July of 2010 I discovered kettlebells and the next year I spent falling in love with kettlebells, training for my RKC certification and believing I was eating appropriately, but when it came down to it after 7 months of kettlebell training all I had to show for it was 4lbs of fat loss and 2lbs of lean muscle gain. At the time I was still in ‘endurance training’ mindset and still eating 5 meals a day because that was what I was used to doing. Since I was training pretty hard for the RKC my food intake supported all of my training so I got a lot stronger, but I had wanted to drop 15lbs I gained when I got sick in 2010. For me there was nothing magical about kettlebells and fat loss (and in truth 80% of fat loss is what you eat, not what you do) so all of my fussing about nutrient timing really wasn’t working for fat loss at that time.

 

July 2011 I joined Lean Eating over at Precision Nutrition and discovered a lot of new habits. I discovered that I was eating out of habit and not because I was hungry and I had this idea that being hungry was a bad thing.  I discovered I was eating because my scientific brain was telling me I *should* eat but not listening to my body of when I needed to eat. This lead to me taking out my morning snack and eating only 4x a day instead of 5x.  When I started to listen to what my body needed and not the idea of I needed a certain number of meals, I started to lose weight. Which worked for me at that time.  

 

20120603-134028.jpgI have also experimented briefly with intermittent fasting (leangains) and what I found was that for me…chronically doing intermittent fasting was a really bad idea for me for a number of reasons.

     1) I was training in the morning before work so working out and then not eating to lunch really screwed up my system even my sleep!

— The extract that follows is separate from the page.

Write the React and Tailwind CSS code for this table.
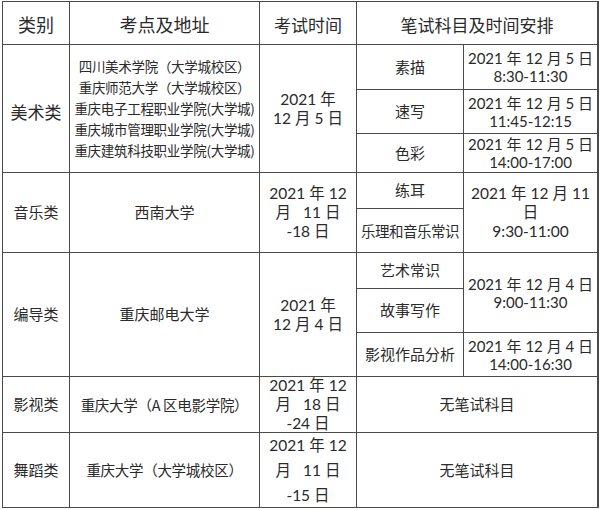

     2). I couldn’t focus for the life of me in the morning.

     3). It threw me into a crazy afternoon carb craving and I started craving and eating things that didn’t support my goals.

This didn’t work for me…at that time.

Below is the nutritional hierarchy of importance of eating according to PN that you should focus on first before you even worry about meal timing. Once those are squared away and you are doing them consistently…meal timing is a piece of the puzzle to take into consideration, but for most of us it is best to first figure out the How, Why and What we are eating and then possibly start experimenting with the When afterwards with some personal experimentation.

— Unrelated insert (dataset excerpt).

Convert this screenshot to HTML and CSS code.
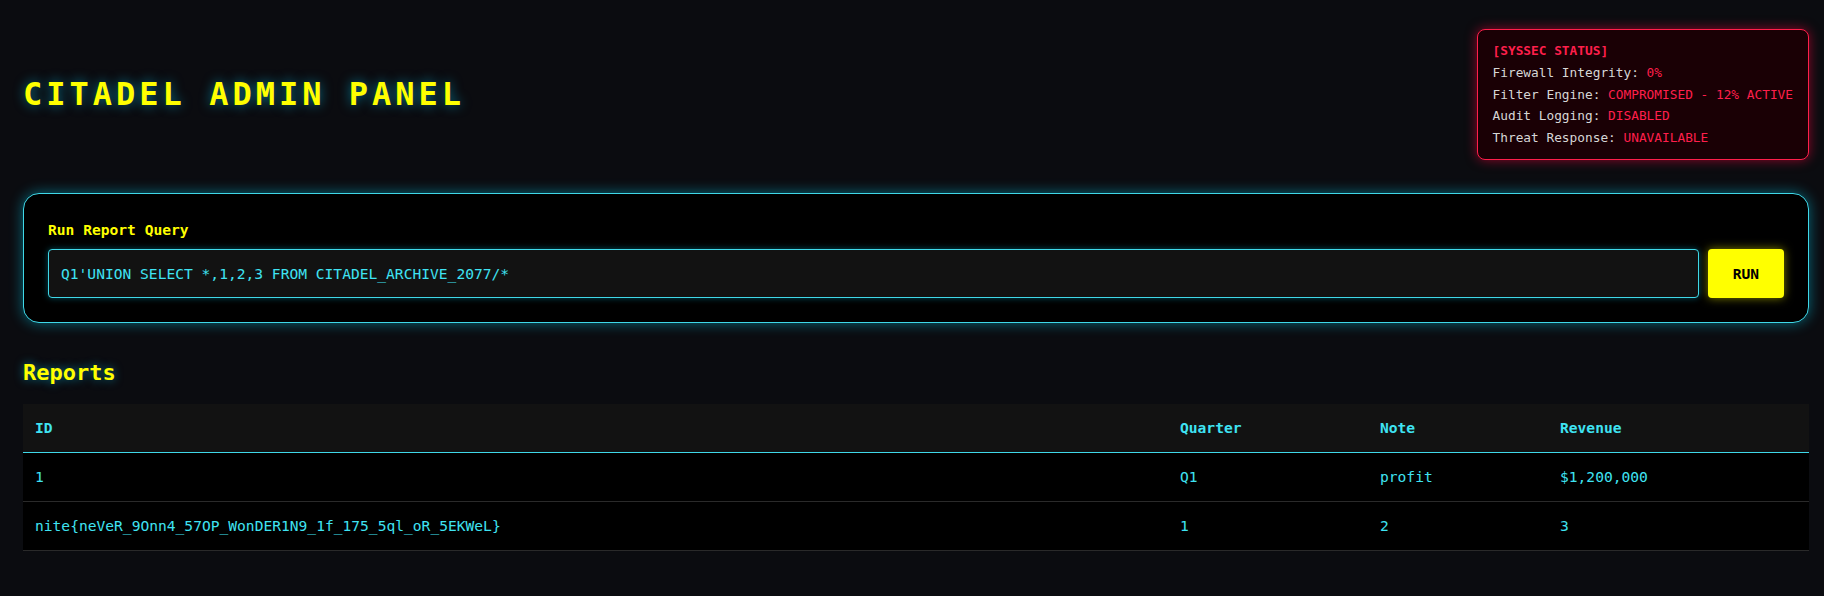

Your nutritional hierarchy of importance

  1. How much are you eating?
    (Recommendation: Eat until satisfied, instead of stuffed, follow PN’s Calorie Control Guide .)
  2. How you are eating?
    (Recommendation: Eat slowly and mindfully, without distraction.)
  3. Why are you eating?
    (Hungry, bored, stressed, following peer pressure, social cues, triggered by hyper-rewarding foods?)
  4. What are you eating?
    (Recommendation: Minimally processed proteins, veggies, fruits, healthy starches, and healthy fats.)
  5. Are you doing #1 to #4 properly, consistently?
    (Recommendation: Shoot for 80% consistency with these items before moving on.)

And only then consider…

  1. When are you eating?
    (Now you can consider breakfast, late-night, during your workout, etc.)

For me I have settled into 4 meals/day. 3 main meals and then a snack in the afternoon. The snack tides me through my evening training so I feel fueled up and not hungry. This works for me…at this time.

That being said, I am challenged by the PN article to try something different. One thing I have learned is that I can’t abandon breakfast because I saw with my ‘leangains’ experiment that it wasn’t helpful for me to skip breakfast, but I’m wondering how my hunger/eating would change if I ate a heavier breakfast? I usually only consume 300-400 calories in the form of a protein shake. I wonder if I ate solid food and ate around 600-700 calories how I might feel differently throughout the day? I know on weekends when I have a big brunch I will eat brunch and then maybe dinner. This could be an interesting experiment…

What kinds of experiments do you think you would like to try?

Eating Breakfast?

Eating more (5-6) smaller meals a day?

Eating only 3 meals a day?

Skipping breakfast?

Challenge your assumptions and see if you can figure something new about how best your body runs. Give it a try for a month and then see if you see any positive changes.